What this task involves. Leave out the images and repeat the listing below without a single change.

Entries with page source code:

— start —

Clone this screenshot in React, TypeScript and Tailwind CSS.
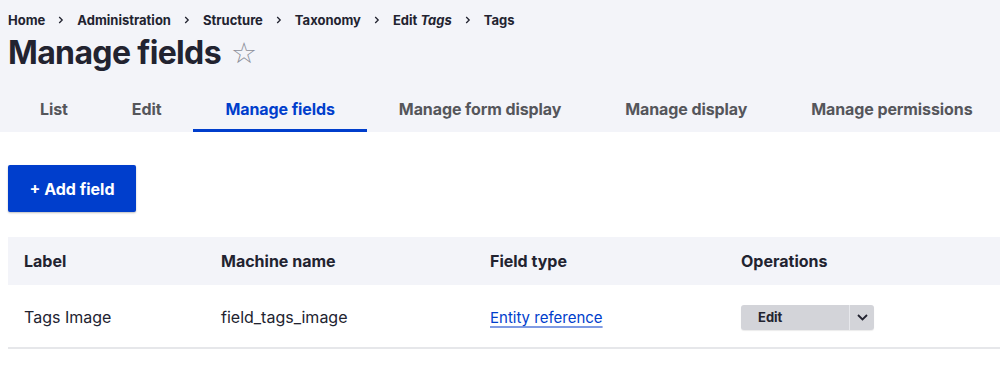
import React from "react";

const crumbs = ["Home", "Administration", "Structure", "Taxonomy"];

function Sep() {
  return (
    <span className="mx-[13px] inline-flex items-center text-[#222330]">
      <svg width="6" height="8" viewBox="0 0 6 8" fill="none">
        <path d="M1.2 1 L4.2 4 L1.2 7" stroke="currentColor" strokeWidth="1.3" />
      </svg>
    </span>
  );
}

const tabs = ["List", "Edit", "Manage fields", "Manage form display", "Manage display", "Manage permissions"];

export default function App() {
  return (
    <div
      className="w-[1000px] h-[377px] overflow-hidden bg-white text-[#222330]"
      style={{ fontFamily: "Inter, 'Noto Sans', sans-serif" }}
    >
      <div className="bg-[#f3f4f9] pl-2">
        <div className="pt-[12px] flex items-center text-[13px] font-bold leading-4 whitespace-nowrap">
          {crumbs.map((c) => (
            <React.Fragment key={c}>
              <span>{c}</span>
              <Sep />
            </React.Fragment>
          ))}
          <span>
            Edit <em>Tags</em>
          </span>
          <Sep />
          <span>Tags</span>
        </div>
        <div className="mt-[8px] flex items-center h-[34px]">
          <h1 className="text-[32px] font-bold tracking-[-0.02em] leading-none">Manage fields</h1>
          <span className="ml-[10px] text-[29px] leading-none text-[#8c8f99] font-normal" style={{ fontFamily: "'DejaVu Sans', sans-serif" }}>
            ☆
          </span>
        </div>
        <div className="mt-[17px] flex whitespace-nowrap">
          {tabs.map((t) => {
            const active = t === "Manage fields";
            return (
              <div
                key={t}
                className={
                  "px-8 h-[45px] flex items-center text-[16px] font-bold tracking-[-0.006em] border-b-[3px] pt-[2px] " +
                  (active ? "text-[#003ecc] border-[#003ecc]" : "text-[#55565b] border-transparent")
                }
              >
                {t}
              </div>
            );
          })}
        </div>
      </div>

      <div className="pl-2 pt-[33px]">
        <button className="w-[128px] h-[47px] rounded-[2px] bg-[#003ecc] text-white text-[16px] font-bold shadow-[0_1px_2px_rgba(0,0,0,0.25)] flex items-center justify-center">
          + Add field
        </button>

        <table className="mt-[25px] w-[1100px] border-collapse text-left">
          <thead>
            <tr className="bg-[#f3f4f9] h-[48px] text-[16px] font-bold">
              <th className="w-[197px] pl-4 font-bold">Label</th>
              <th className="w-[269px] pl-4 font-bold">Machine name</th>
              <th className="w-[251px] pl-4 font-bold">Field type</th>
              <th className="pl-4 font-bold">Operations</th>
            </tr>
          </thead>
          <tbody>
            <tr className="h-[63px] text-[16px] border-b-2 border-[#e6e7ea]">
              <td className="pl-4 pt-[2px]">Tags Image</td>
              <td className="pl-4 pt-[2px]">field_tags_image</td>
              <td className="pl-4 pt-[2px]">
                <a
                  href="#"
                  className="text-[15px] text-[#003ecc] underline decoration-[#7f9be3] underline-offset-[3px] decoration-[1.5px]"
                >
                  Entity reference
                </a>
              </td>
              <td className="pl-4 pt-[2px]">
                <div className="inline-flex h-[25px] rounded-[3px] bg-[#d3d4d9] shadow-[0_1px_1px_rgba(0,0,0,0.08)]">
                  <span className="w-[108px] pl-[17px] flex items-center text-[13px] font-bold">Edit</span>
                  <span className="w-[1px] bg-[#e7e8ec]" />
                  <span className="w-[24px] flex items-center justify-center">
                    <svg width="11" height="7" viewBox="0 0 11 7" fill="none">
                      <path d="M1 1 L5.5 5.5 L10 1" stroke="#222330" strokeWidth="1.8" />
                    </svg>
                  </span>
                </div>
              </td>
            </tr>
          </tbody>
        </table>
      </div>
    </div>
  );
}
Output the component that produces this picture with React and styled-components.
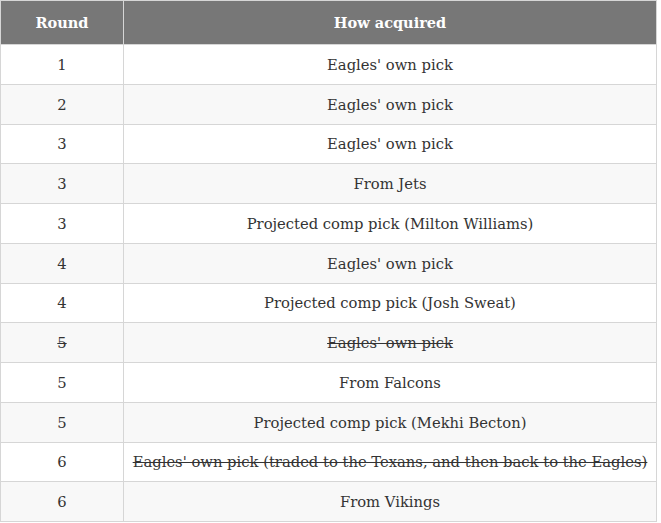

— end —

Answer to the task.
Clone this screenshot in React, TypeScript and Tailwind CSS.
import React from "react";

const crumbs = ["Home", "Administration", "Structure", "Taxonomy"];

function Sep() {
  return (
    <span className="mx-[13px] inline-flex items-center text-[#222330]">
      <svg width="6" height="8" viewBox="0 0 6 8" fill="none">
        <path d="M1.2 1 L4.2 4 L1.2 7" stroke="currentColor" strokeWidth="1.3" />
      </svg>
    </span>
  );
}

const tabs = ["List", "Edit", "Manage fields", "Manage form display", "Manage display", "Manage permissions"];

export default function App() {
  return (
    <div
      className="w-[1000px] h-[377px] overflow-hidden bg-white text-[#222330]"
      style={{ fontFamily: "Inter, 'Noto Sans', sans-serif" }}
    >
      <div className="bg-[#f3f4f9] pl-2">
        <div className="pt-[12px] flex items-center text-[13px] font-bold leading-4 whitespace-nowrap">
          {crumbs.map((c) => (
            <React.Fragment key={c}>
              <span>{c}</span>
              <Sep />
            </React.Fragment>
          ))}
          <span>
            Edit <em>Tags</em>
          </span>
          <Sep />
          <span>Tags</span>
        </div>
        <div className="mt-[8px] flex items-center h-[34px]">
          <h1 className="text-[32px] font-bold tracking-[-0.02em] leading-none">Manage fields</h1>
          <span className="ml-[10px] text-[29px] leading-none text-[#8c8f99] font-normal" style={{ fontFamily: "'DejaVu Sans', sans-serif" }}>
            ☆
          </span>
        </div>
        <div className="mt-[17px] flex whitespace-nowrap">
          {tabs.map((t) => {
            const active = t === "Manage fields";
            return (
              <div
                key={t}
                className={
                  "px-8 h-[45px] flex items-center text-[16px] font-bold tracking-[-0.006em] border-b-[3px] pt-[2px] " +
                  (active ? "text-[#003ecc] border-[#003ecc]" : "text-[#55565b] border-transparent")
                }
              >
                {t}
              </div>
            );
          })}
        </div>
      </div>

      <div className="pl-2 pt-[33px]">
        <button className="w-[128px] h-[47px] rounded-[2px] bg-[#003ecc] text-white text-[16px] font-bold shadow-[0_1px_2px_rgba(0,0,0,0.25)] flex items-center justify-center">
          + Add field
        </button>

        <table className="mt-[25px] w-[1100px] border-collapse text-left">
          <thead>
            <tr className="bg-[#f3f4f9] h-[48px] text-[16px] font-bold">
              <th className="w-[197px] pl-4 font-bold">Label</th>
              <th className="w-[269px] pl-4 font-bold">Machine name</th>
              <th className="w-[251px] pl-4 font-bold">Field type</th>
              <th className="pl-4 font-bold">Operations</th>
            </tr>
          </thead>
          <tbody>
            <tr className="h-[63px] text-[16px] border-b-2 border-[#e6e7ea]">
              <td className="pl-4 pt-[2px]">Tags Image</td>
              <td className="pl-4 pt-[2px]">field_tags_image</td>
              <td className="pl-4 pt-[2px]">
                <a
                  href="#"
                  className="text-[15px] text-[#003ecc] underline decoration-[#7f9be3] underline-offset-[3px] decoration-[1.5px]"
                >
                  Entity reference
                </a>
              </td>
              <td className="pl-4 pt-[2px]">
                <div className="inline-flex h-[25px] rounded-[3px] bg-[#d3d4d9] shadow-[0_1px_1px_rgba(0,0,0,0.08)]">
                  <span className="w-[108px] pl-[17px] flex items-center text-[13px] font-bold">Edit</span>
                  <span className="w-[1px] bg-[#e7e8ec]" />
                  <span className="w-[24px] flex items-center justify-center">
                    <svg width="11" height="7" viewBox="0 0 11 7" fill="none">
                      <path d="M1 1 L5.5 5.5 L10 1" stroke="#222330" strokeWidth="1.8" />
                    </svg>
                  </span>
                </div>
              </td>
            </tr>
          </tbody>
        </table>
      </div>
    </div>
  );
}
Output the component that produces this picture with React and styled-components.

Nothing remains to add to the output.